**WHAT YOU ARE ASKED TO DO**
The records below must be output exactly, without pictures.

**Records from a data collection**
━━━━━━━━

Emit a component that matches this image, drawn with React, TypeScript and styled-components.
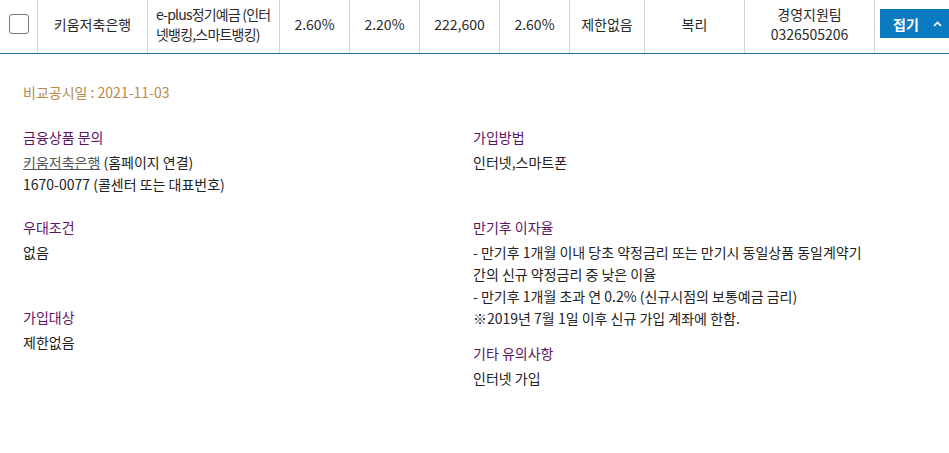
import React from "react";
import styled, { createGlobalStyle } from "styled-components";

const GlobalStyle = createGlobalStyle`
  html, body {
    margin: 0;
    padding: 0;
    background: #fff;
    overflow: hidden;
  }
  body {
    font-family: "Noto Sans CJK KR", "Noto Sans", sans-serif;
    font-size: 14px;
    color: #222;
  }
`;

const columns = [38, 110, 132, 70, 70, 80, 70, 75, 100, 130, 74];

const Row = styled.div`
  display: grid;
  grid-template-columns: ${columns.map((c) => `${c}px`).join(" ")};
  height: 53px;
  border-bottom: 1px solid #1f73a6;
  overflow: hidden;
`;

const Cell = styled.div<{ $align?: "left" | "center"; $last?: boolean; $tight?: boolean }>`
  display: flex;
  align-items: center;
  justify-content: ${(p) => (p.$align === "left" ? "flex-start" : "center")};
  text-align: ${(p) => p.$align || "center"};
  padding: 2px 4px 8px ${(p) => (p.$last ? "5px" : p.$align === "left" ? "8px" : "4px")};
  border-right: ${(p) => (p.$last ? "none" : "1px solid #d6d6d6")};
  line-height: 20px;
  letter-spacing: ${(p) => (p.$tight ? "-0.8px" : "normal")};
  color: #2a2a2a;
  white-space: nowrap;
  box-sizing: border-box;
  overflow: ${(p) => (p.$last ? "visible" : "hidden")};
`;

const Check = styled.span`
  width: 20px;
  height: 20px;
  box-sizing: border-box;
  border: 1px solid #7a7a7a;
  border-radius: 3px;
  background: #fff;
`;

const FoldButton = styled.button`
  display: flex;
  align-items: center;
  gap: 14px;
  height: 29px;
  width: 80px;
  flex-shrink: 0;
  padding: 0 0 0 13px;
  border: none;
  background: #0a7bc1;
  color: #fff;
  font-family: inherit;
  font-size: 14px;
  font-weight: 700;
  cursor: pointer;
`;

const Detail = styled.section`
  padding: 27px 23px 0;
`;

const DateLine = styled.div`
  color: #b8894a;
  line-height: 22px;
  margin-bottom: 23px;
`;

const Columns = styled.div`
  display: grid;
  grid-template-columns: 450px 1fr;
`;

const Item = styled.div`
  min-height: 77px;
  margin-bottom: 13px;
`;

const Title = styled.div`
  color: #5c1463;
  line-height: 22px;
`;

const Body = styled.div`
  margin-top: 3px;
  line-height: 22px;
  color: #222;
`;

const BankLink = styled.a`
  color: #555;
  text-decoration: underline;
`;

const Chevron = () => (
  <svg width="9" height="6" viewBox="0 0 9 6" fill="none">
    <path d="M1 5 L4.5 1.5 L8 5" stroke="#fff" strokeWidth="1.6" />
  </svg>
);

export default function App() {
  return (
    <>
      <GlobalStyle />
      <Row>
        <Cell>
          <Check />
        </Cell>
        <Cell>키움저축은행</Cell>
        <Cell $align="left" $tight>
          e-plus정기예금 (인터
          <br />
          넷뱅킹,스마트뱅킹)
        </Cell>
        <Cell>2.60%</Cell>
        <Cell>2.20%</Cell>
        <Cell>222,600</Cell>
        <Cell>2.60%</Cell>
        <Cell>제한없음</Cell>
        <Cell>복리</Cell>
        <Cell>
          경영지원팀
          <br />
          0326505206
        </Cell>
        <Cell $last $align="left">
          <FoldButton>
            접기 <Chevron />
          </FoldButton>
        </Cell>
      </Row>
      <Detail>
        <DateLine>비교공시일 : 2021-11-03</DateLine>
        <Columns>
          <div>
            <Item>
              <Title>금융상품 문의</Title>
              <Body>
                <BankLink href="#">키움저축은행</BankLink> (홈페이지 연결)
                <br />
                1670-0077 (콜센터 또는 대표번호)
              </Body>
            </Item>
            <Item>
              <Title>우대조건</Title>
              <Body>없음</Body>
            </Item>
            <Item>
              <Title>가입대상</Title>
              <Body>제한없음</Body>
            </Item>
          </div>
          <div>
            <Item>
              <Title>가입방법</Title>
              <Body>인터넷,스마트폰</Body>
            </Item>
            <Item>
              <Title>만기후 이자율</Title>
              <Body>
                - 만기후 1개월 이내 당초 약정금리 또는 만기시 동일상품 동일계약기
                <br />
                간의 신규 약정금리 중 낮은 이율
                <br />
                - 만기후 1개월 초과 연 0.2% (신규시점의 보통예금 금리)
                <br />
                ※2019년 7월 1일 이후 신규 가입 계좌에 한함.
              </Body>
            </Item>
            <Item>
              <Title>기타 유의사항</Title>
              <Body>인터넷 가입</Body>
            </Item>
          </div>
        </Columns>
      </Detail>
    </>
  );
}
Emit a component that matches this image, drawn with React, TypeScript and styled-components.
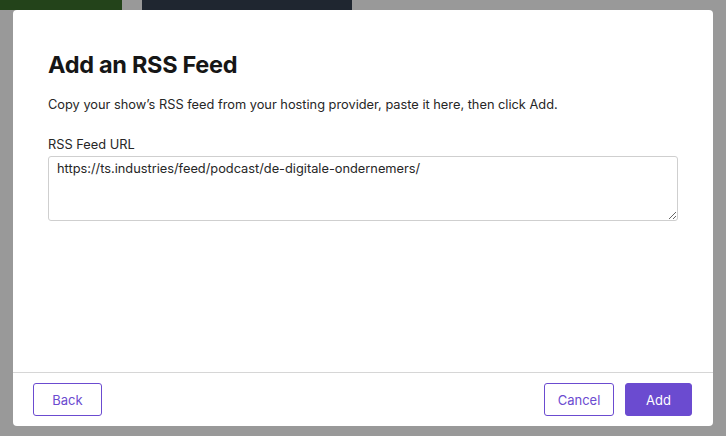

━━━━━━━━

**TASK OUTPUT**
Emit a component that matches this image, drawn with React, TypeScript and styled-components.
import React from "react";
import styled, { createGlobalStyle } from "styled-components";

const GlobalStyle = createGlobalStyle`
  html, body {
    margin: 0;
    padding: 0;
    background: #fff;
    overflow: hidden;
  }
  body {
    font-family: "Noto Sans CJK KR", "Noto Sans", sans-serif;
    font-size: 14px;
    color: #222;
  }
`;

const columns = [38, 110, 132, 70, 70, 80, 70, 75, 100, 130, 74];

const Row = styled.div`
  display: grid;
  grid-template-columns: ${columns.map((c) => `${c}px`).join(" ")};
  height: 53px;
  border-bottom: 1px solid #1f73a6;
  overflow: hidden;
`;

const Cell = styled.div<{ $align?: "left" | "center"; $last?: boolean; $tight?: boolean }>`
  display: flex;
  align-items: center;
  justify-content: ${(p) => (p.$align === "left" ? "flex-start" : "center")};
  text-align: ${(p) => p.$align || "center"};
  padding: 2px 4px 8px ${(p) => (p.$last ? "5px" : p.$align === "left" ? "8px" : "4px")};
  border-right: ${(p) => (p.$last ? "none" : "1px solid #d6d6d6")};
  line-height: 20px;
  letter-spacing: ${(p) => (p.$tight ? "-0.8px" : "normal")};
  color: #2a2a2a;
  white-space: nowrap;
  box-sizing: border-box;
  overflow: ${(p) => (p.$last ? "visible" : "hidden")};
`;

const Check = styled.span`
  width: 20px;
  height: 20px;
  box-sizing: border-box;
  border: 1px solid #7a7a7a;
  border-radius: 3px;
  background: #fff;
`;

const FoldButton = styled.button`
  display: flex;
  align-items: center;
  gap: 14px;
  height: 29px;
  width: 80px;
  flex-shrink: 0;
  padding: 0 0 0 13px;
  border: none;
  background: #0a7bc1;
  color: #fff;
  font-family: inherit;
  font-size: 14px;
  font-weight: 700;
  cursor: pointer;
`;

const Detail = styled.section`
  padding: 27px 23px 0;
`;

const DateLine = styled.div`
  color: #b8894a;
  line-height: 22px;
  margin-bottom: 23px;
`;

const Columns = styled.div`
  display: grid;
  grid-template-columns: 450px 1fr;
`;

const Item = styled.div`
  min-height: 77px;
  margin-bottom: 13px;
`;

const Title = styled.div`
  color: #5c1463;
  line-height: 22px;
`;

const Body = styled.div`
  margin-top: 3px;
  line-height: 22px;
  color: #222;
`;

const BankLink = styled.a`
  color: #555;
  text-decoration: underline;
`;

const Chevron = () => (
  <svg width="9" height="6" viewBox="0 0 9 6" fill="none">
    <path d="M1 5 L4.5 1.5 L8 5" stroke="#fff" strokeWidth="1.6" />
  </svg>
);

export default function App() {
  return (
    <>
      <GlobalStyle />
      <Row>
        <Cell>
          <Check />
        </Cell>
        <Cell>키움저축은행</Cell>
        <Cell $align="left" $tight>
          e-plus정기예금 (인터
          <br />
          넷뱅킹,스마트뱅킹)
        </Cell>
        <Cell>2.60%</Cell>
        <Cell>2.20%</Cell>
        <Cell>222,600</Cell>
        <Cell>2.60%</Cell>
        <Cell>제한없음</Cell>
        <Cell>복리</Cell>
        <Cell>
          경영지원팀
          <br />
          0326505206
        </Cell>
        <Cell $last $align="left">
          <FoldButton>
            접기 <Chevron />
          </FoldButton>
        </Cell>
      </Row>
      <Detail>
        <DateLine>비교공시일 : 2021-11-03</DateLine>
        <Columns>
          <div>
            <Item>
              <Title>금융상품 문의</Title>
              <Body>
                <BankLink href="#">키움저축은행</BankLink> (홈페이지 연결)
                <br />
                1670-0077 (콜센터 또는 대표번호)
              </Body>
            </Item>
            <Item>
              <Title>우대조건</Title>
              <Body>없음</Body>
            </Item>
            <Item>
              <Title>가입대상</Title>
              <Body>제한없음</Body>
            </Item>
          </div>
          <div>
            <Item>
              <Title>가입방법</Title>
              <Body>인터넷,스마트폰</Body>
            </Item>
            <Item>
              <Title>만기후 이자율</Title>
              <Body>
                - 만기후 1개월 이내 당초 약정금리 또는 만기시 동일상품 동일계약기
                <br />
                간의 신규 약정금리 중 낮은 이율
                <br />
                - 만기후 1개월 초과 연 0.2% (신규시점의 보통예금 금리)
                <br />
                ※2019년 7월 1일 이후 신규 가입 계좌에 한함.
              </Body>
            </Item>
            <Item>
              <Title>기타 유의사항</Title>
              <Body>인터넷 가입</Body>
            </Item>
          </div>
        </Columns>
      </Detail>
    </>
  );
}
Emit a component that matches this image, drawn with React, TypeScript and styled-components.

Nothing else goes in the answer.